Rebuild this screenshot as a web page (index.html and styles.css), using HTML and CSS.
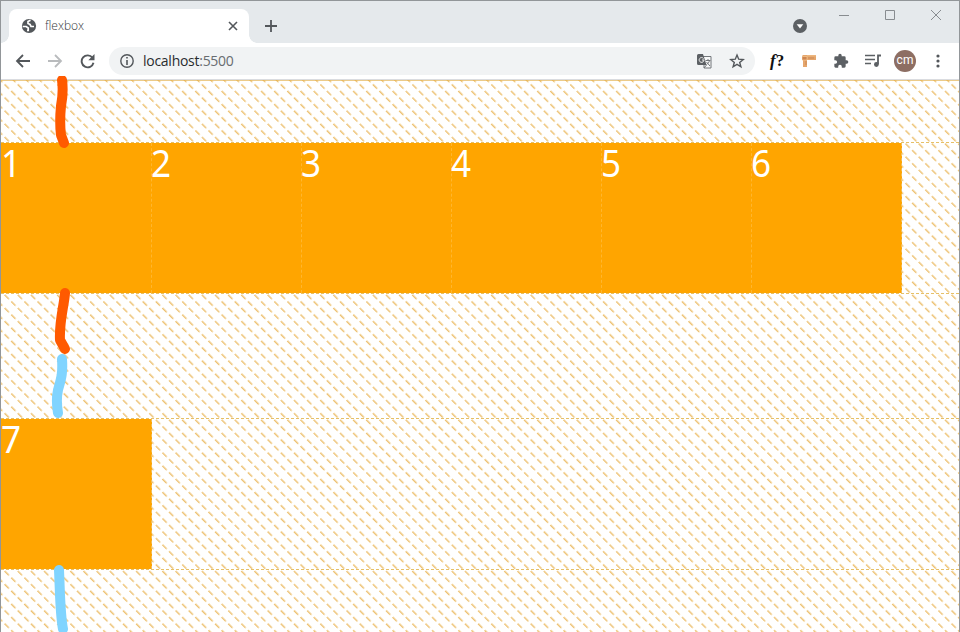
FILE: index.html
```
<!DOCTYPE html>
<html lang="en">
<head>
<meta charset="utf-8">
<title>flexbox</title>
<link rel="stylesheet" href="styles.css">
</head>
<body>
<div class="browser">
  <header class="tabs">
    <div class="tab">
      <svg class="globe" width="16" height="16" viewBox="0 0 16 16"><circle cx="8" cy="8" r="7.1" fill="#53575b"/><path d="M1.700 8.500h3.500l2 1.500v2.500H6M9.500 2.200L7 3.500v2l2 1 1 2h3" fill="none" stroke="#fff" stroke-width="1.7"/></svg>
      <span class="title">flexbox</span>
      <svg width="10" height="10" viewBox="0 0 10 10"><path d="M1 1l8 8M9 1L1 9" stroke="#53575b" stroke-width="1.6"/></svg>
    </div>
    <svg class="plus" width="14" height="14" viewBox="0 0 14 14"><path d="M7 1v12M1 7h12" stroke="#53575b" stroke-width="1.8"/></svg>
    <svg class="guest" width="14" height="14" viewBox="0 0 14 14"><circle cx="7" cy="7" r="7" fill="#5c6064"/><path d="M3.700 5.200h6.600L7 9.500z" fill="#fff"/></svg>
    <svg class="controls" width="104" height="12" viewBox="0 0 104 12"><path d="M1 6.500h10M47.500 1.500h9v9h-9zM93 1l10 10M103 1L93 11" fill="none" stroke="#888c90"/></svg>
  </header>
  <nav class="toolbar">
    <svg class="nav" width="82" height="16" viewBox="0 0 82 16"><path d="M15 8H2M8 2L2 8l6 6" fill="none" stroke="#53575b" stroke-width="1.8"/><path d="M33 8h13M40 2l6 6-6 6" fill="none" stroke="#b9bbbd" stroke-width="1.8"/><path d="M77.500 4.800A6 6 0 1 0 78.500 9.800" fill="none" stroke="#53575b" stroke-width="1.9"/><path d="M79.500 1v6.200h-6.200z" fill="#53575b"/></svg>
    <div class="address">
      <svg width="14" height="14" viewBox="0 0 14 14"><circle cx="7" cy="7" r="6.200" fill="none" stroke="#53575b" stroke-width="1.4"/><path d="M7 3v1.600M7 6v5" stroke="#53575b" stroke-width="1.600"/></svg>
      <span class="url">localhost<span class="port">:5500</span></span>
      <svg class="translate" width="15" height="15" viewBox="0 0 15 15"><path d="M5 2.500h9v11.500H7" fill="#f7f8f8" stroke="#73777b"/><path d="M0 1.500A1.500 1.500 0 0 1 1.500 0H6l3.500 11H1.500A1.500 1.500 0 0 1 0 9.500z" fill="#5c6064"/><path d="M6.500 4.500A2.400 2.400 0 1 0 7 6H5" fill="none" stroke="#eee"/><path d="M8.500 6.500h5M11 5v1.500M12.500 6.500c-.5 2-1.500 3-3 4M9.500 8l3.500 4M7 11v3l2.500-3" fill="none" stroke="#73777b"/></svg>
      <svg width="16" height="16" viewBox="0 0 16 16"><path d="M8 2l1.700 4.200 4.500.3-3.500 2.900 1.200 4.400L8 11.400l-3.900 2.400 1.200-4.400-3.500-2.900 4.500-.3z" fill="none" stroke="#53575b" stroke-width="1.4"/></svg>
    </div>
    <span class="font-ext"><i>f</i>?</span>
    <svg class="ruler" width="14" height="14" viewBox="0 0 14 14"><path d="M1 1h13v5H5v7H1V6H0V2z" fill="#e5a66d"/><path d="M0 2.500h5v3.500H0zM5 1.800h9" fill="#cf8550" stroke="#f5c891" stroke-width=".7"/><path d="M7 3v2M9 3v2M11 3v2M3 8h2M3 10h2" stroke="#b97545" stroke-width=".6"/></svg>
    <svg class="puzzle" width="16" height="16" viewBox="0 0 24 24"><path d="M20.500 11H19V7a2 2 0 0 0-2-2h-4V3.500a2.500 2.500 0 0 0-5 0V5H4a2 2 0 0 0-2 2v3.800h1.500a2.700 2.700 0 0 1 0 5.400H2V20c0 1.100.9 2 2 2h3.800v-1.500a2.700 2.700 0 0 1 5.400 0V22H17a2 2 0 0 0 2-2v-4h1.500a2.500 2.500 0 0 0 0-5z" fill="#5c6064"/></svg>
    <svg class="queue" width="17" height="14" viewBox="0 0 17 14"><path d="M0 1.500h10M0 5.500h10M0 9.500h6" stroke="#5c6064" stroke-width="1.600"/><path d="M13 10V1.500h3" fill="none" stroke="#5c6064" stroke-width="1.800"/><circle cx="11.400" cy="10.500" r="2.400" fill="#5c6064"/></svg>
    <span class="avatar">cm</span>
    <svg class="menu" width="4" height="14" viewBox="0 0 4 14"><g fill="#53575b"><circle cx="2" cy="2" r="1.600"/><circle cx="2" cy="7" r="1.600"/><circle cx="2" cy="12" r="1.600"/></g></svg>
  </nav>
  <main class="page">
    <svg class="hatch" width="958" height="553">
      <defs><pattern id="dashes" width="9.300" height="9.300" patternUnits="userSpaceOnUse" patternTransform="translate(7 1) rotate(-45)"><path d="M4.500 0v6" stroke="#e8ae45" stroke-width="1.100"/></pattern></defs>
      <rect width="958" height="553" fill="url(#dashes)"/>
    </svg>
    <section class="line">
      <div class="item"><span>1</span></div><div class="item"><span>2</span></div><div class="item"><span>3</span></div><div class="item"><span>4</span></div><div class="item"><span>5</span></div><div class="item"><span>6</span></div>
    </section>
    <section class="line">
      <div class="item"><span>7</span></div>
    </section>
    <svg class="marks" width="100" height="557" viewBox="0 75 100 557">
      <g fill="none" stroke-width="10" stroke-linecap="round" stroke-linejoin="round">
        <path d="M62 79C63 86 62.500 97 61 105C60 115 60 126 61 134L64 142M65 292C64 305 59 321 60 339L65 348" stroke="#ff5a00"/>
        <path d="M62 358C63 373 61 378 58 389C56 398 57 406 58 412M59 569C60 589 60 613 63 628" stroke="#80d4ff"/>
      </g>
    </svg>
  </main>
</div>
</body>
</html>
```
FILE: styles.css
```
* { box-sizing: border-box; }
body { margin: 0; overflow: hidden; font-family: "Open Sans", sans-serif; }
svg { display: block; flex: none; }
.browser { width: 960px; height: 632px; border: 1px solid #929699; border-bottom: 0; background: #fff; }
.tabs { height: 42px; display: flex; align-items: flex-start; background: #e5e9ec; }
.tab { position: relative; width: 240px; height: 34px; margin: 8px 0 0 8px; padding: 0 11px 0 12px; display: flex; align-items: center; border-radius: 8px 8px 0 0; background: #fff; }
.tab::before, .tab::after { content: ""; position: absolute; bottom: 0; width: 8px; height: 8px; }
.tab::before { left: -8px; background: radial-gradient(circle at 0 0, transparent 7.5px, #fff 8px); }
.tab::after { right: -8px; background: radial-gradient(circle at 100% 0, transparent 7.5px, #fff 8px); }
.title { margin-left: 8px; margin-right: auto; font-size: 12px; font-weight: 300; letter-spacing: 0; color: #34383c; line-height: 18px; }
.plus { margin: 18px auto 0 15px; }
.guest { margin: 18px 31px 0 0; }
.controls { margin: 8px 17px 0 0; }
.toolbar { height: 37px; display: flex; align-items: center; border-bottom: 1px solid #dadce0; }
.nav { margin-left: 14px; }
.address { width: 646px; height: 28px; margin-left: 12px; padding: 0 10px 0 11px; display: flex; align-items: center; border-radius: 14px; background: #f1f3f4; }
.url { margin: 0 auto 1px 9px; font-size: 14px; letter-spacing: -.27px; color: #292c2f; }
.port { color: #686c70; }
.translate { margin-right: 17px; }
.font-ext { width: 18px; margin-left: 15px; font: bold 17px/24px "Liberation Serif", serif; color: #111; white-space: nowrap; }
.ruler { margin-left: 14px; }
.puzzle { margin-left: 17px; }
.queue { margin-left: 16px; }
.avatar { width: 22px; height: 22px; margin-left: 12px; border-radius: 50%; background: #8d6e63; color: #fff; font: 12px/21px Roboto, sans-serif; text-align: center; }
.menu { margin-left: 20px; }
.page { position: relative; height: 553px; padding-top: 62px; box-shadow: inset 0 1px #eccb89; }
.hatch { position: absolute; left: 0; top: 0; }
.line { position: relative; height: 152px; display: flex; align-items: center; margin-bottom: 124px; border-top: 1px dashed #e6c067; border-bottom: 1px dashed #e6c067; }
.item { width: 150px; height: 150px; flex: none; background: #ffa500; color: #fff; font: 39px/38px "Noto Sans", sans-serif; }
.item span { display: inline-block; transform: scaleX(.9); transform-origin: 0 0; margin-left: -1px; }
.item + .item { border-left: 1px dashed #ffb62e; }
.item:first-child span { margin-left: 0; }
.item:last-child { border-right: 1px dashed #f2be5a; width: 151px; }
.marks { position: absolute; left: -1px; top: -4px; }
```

• [Short exercise]
In the material above, tally every line with the string "styles" in it, then give that number alone.

• [Correct response]
3